I’ve been interested in this subject for quite sometime, ever since 2005 when I first laid eyes on Nine Inch Nails “With Teeth” cover artwork. I was fascinated by the look of digital corruption that was perfect for the music contained within the package and just as importantly fascinated by the process it took to create images like this.
Glitch Art is the aestheticization of digital or analog errors that is inspired by or the direct result of computer data corruption. The word glitch comes from the German glitschen, that means ‘to slip’. Considered as a very short fault, the term is used in the computing and electronics industries, as well as in video games, and circuit bending.
Many people see glitch art as a subversion of the digital age. Consumer electronics are marketed with an expectation of perfection yet it is inevitable that mistakes will happen. Through glitch art, an amalgamation of distortions, flaws, pixels, errors and manipulations reflect the corruption of raw data and show beauty in the unexpected.
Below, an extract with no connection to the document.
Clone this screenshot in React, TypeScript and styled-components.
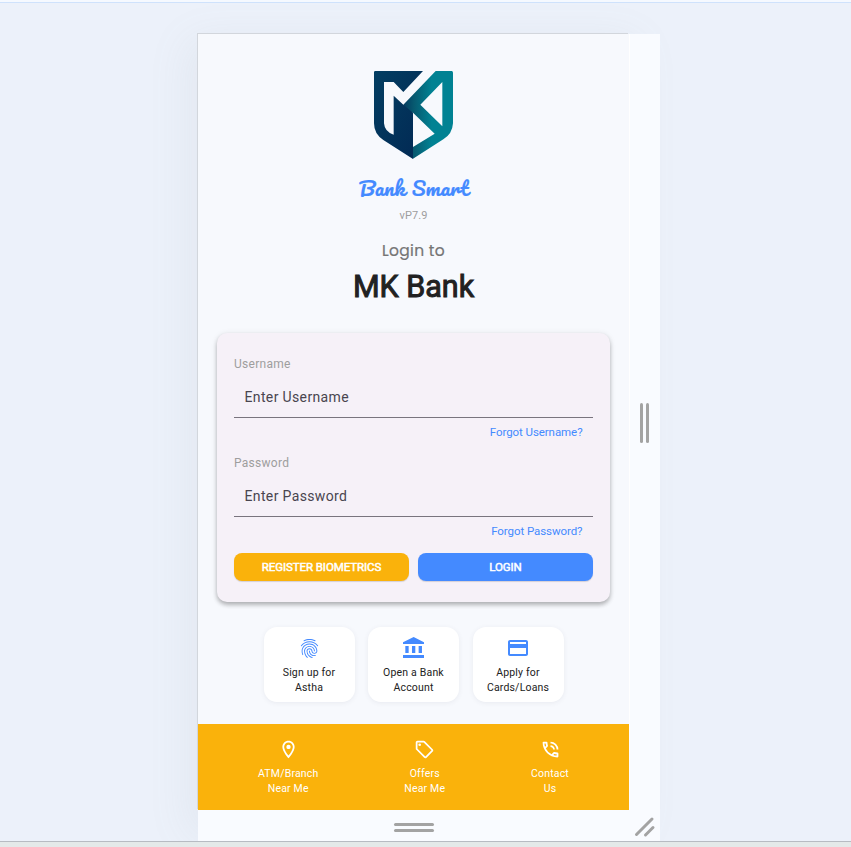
import React from "react";
import styled, { createGlobalStyle } from "styled-components";
import {
  MdFingerprint,
  MdCreditCard,
  MdOutlineLocationOn,
  MdOutlineLocalOffer,
  MdOutlinePhoneInTalk,
} from "react-icons/md";

const GlobalStyle = createGlobalStyle`
  *, *::before, *::after { box-sizing: border-box; }
  body { margin: 0; font-family: Roboto, sans-serif; background: #ecf1fa; overflow: hidden; }
  button, input { font-family: inherit; }
`;

const Viewport = styled.div`
  height: 847px;
  display: flex;
  flex-direction: column;
  background: #ecf1fa;
`;

const TopEdge = styled.div`
  height: 3px;
  flex: none;
  background: #f5f9ff;
  border-bottom: 1px solid #cfe2fc;
`;

const BottomEdge = styled.div`
  height: 6px;
  flex: none;
  background: #e4e9e9;
  border-top: 1px solid #b7bbc2;
`;

const Stage = styled.div`
  flex: 1;
  min-height: 0;
  padding: 31px 0 0 198px;
  overflow: hidden;
`;

const Frame = styled.div`
  width: 462px;
  height: 807px;
  display: grid;
  grid-template-columns: 431px 31px;
  grid-template-rows: 776px 31px;
  background: #f9fbff;
  box-shadow: -16px 0 40px -6px rgba(130, 145, 145, 0.09);
`;

const Screen = styled.main`
  display: flex;
  flex-direction: column;
  align-items: center;
  background: #f7f9fd;
  box-shadow: -1px -1px 0 #d2d6dc, 1px 0 0 #ffffff;
`;

const Logo = styled.svg`
  display: block;
  width: 79px;
  height: 88px;
  margin-top: 37px;
`;

const Brand = styled.div`
  margin-top: 13px;
  height: 32px;
  line-height: 32px;
  font-family: Pacifico, cursive;
  font-weight: 400;
  font-size: 20px;
  letter-spacing: 0.2px;
  word-spacing: 1px;
  color: #448aff;
  -webkit-text-stroke: 0.2px #448aff;
  white-space: nowrap;
`;

const Version = styled.div`
  margin-top: 4px;
  height: 16px;
  line-height: 16px;
  font-size: 11px;
  letter-spacing: 0.1px;
  color: #9e9e9e;
`;

const LoginTo = styled.div`
  margin-top: 15px;
  height: 24px;
  line-height: 24px;
  font-family: Poppins, Inter, sans-serif;
  font-size: 15.5px;
  letter-spacing: 0.3px;
  color: #757575;
  -webkit-text-stroke: 0.2px #757575;
`;

const BankName = styled.h1`
  margin: 6px 0 0;
  height: 36px;
  line-height: 36px;
  font-size: 30.5px;
  font-weight: 400;
  color: #212121;
  -webkit-text-stroke: 1px #212121;
`;

const Card = styled.form`
  width: 393px;
  height: 269px;
  margin-top: 28px;
  padding: 21px 17px 0;
  border-radius: 10px;
  background: #f6f1f8;
  box-shadow: 0 3px 4px rgba(0, 0, 0, 0.24), 0 1px 6px rgba(0, 0, 0, 0.1);
`;

const Field = styled.div`
  height: 99px;
  display: flex;
  flex-direction: column;
`;

const Label = styled.label`
  height: 20px;
  line-height: 20px;
  font-size: 12px;
  letter-spacing: 0.28px;
  color: #9e9e9e;
`;

const TextInput = styled.input`
  height: 44px;
  padding: 2px 10.5px 0;
  border: 0;
  border-bottom: 1px solid #79747e;
  background: transparent;
  outline: none;
  border-radius: 0;
  font-size: 14px;
  letter-spacing: 0.36px;
  color: #49454f;
  &::placeholder { color: #49454f; opacity: 1; }
`;

const ForgotLink = styled.a`
  margin: 5px 10.5px 0 0;
  height: 18px;
  line-height: 18px;
  align-self: flex-end;
  font-size: 11.5px;
  letter-spacing: -0.07px;
  color: #448aff;
`;

const ButtonRow = styled.div`
  margin-top: 1px;
  display: grid;
  grid-template-columns: 1fr 1fr;
  gap: 9px;
`;

const ActionButton = styled.button<{ $color: string }>`
  height: 28px;
  padding: 0;
  border: 0;
  border-radius: 8px;
  background: ${(p) => p.$color};
  color: #fff;
  font-size: 11.5px;
  font-weight: 400;
  -webkit-text-stroke: 0.5px #fff;
  letter-spacing: -0.08px;
  box-shadow: 0 1px 1px rgba(0, 0, 0, 0.14);
`;

const Shortcuts = styled.div`
  margin-top: 25px;
  display: flex;
  gap: 13.5px;
`;

const Shortcut = styled.div`
  width: 91px;
  height: 75px;
  padding-top: 9px;
  display: flex;
  flex-direction: column;
  align-items: center;
  border-radius: 13px;
  background: #fff;
  box-shadow: 0 1px 5px rgba(60, 70, 90, 0.08);
  color: #448aff;
`;

const IconSlot = styled.div`
  width: 24px;
  height: 24px;
  display: grid;
  place-items: center;
`;

const Caption = styled.div<{ $color: string; $gap: number }>`
  margin-top: ${(p) => p.$gap}px;
  font-size: 10.5px;
  line-height: 15px;
  letter-spacing: 0.18px;
  text-align: center;
  white-space: nowrap;
  color: ${(p) => p.$color};
`;

const NavBar = styled.nav`
  width: 431px;
  height: 86px;
  margin-top: auto;
  padding: 13px 60px 0;
  display: flex;
  justify-content: space-between;
  background: #fab20b;
  color: #fff;
`;

const NavItem = styled.div`
  display: flex;
  flex-direction: column;
  align-items: center;
`;

const SideHandle = styled.div`
  display: flex;
  justify-content: center;
  align-items: center;
  gap: 3px;
  padding-top: 2px;
`;

const BottomHandle = styled.div`
  display: flex;
  flex-direction: column;
  justify-content: center;
  align-items: center;
  gap: 3px;
  padding-top: 4px;
`;

const Grip = styled.span<{ $w: number; $h: number }>`
  width: ${(p) => p.$w}px;
  height: ${(p) => p.$h}px;
  border-radius: 2px;
  background: #a3a3a3;
`;

const Corner = styled.svg`
  display: block;
  width: 31px;
  height: 31px;
`;

const ShieldLogo = () => (
  <Logo viewBox="102 33 237 264" preserveAspectRatio="none">
    <defs>
      <linearGradient id="body" gradientUnits="userSpaceOnUse" x1="180" y1="134" x2="275" y2="134">
        <stop offset="0" stopColor="#02315a" />
        <stop offset="0.45" stopColor="#075a70" />
        <stop offset="1" stopColor="#018293" />
      </linearGradient>
      <linearGradient id="navy" x1="0" y1="0" x2="1" y2="1">
        <stop offset="0" stopColor="#033e62" />
        <stop offset="1" stopColor="#022853" />
      </linearGradient>
    </defs>
    <path
      fill="url(#body)"
      fillRule="evenodd"
      d="M190 134L287 33H335Q339 33 339 38V190Q337 222 310 238L219 296V158L190 150ZM307 66L241 134L307 199ZM219 158V261L284 221Z"
    />
    <path
      fill="url(#navy)"
      d="M106 33H249L190 96L161 66H132V190Q134 216 161 224V107L190 134L219 158V297L130 240Q102 222 102 190V37Q102 33 106 33Z"
    />
  </Logo>
);

const BankIcon = () => (
  <svg width="21.3" height="21.3" viewBox="0 0 64 64" fill="currentColor">
    <path d="M0 16L32 0L64 16V21H0ZM7 27H17V48H7ZM27 27H37V48H27ZM47 27H57V48H47ZM0 54H64V63H0Z" />
  </svg>
);

const shortcuts = [
  { icon: <MdFingerprint size={23} />, lines: ["Sign up for", "Astha"] },
  { icon: <BankIcon />, lines: ["Open a Bank", "Account"] },
  { icon: <MdCreditCard size={24} />, lines: ["Apply for", "Cards/Loans"] },
];

const navItems = [
  { icon: <MdOutlineLocationOn size={21} />, lines: ["ATM/Branch", "Near Me"] },
  { icon: <MdOutlineLocalOffer size={21} />, lines: ["Offers", "Near Me"] },
  { icon: <MdOutlinePhoneInTalk size={21} />, lines: ["Contact", "Us"] },
];

const App: React.FC = () => (
  <>
    <GlobalStyle />
    <Viewport>
      <TopEdge />
      <Stage>
        <Frame>
          <Screen>
            <ShieldLogo />
            <Brand>Bank Smart</Brand>
            <Version>vP7.9</Version>
            <LoginTo>Login to</LoginTo>
            <BankName>MK Bank</BankName>
            <Card>
              <Field>
                <Label htmlFor="username">Username</Label>
                <TextInput id="username" placeholder="Enter Username" />
                <ForgotLink>Forgot Username?</ForgotLink>
              </Field>
              <Field>
                <Label htmlFor="password">Password</Label>
                <TextInput id="password" type="password" placeholder="Enter Password" />
                <ForgotLink>Forgot Password?</ForgotLink>
              </Field>
              <ButtonRow>
                <ActionButton type="button" $color="#fab20b">REGISTER BIOMETRICS</ActionButton>
                <ActionButton type="button" $color="#448aff">LOGIN</ActionButton>
              </ButtonRow>
            </Card>
            <Shortcuts>
              {shortcuts.map((s) => (
                <Shortcut key={s.lines[0]}>
                  <IconSlot>{s.icon}</IconSlot>
                  <Caption $color="#212121" $gap={5}>
                    {s.lines[0]}
                    <br />
                    {s.lines[1]}
                  </Caption>
                </Shortcut>
              ))}
            </Shortcuts>
            <NavBar>
              {navItems.map((n) => (
                <NavItem key={n.lines[0]}>
                  <IconSlot>{n.icon}</IconSlot>
                  <Caption $color="#ffffff" $gap={5}>
                    {n.lines[0]}
                    <br />
                    {n.lines[1]}
                  </Caption>
                </NavItem>
              ))}
            </NavBar>
          </Screen>
          <SideHandle>
            <Grip $w={3} $h={40} />
            <Grip $w={3} $h={40} />
          </SideHandle>
          <BottomHandle>
            <Grip $w={40} $h={3} />
            <Grip $w={40} $h={3} />
          </BottomHandle>
          <Corner viewBox="0 0 31 31" stroke="#a3a3a3" strokeWidth="3" strokeLinecap="round">
            <path d="M7.500 24.500L23 9M16.500 25L24 17.500" />
          </Corner>
        </Frame>
      </Stage>
      <BottomEdge />
    </Viewport>
  </>
);

export default App;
More recently a form of glitch art that involves adding and removing raw code to the image data was used by artist and designer Rob Sheridan, for the Social Network Soundtrack package design. Sheridan, also responsible for the aforementioned Nine Inch Nails package explains the process as “very experimental, trial-and-error process – I tried different file types, different rendering methods (for example, damaged Photoshop files render much more interestingly in OSX’s Preview than in Photoshop itself), and different types of text injected into the image files (I grabbed random paragraphs of text from around the web – ridiculous fan-fiction sites were a fun source). The results are what you see below – these images were distorted through manual editing of the image files in a text editor, not through intricate Photoshop work.”
The Social Network
This process is also explained here at the computer arts tutorial page. The focus of the tutorial is  how to deconstruct an image into its most basic form, before breaking that form and fixing it back together again. Although, for the final stages there is a touch of Photoshop work, the intial “glitch” aspect is still there.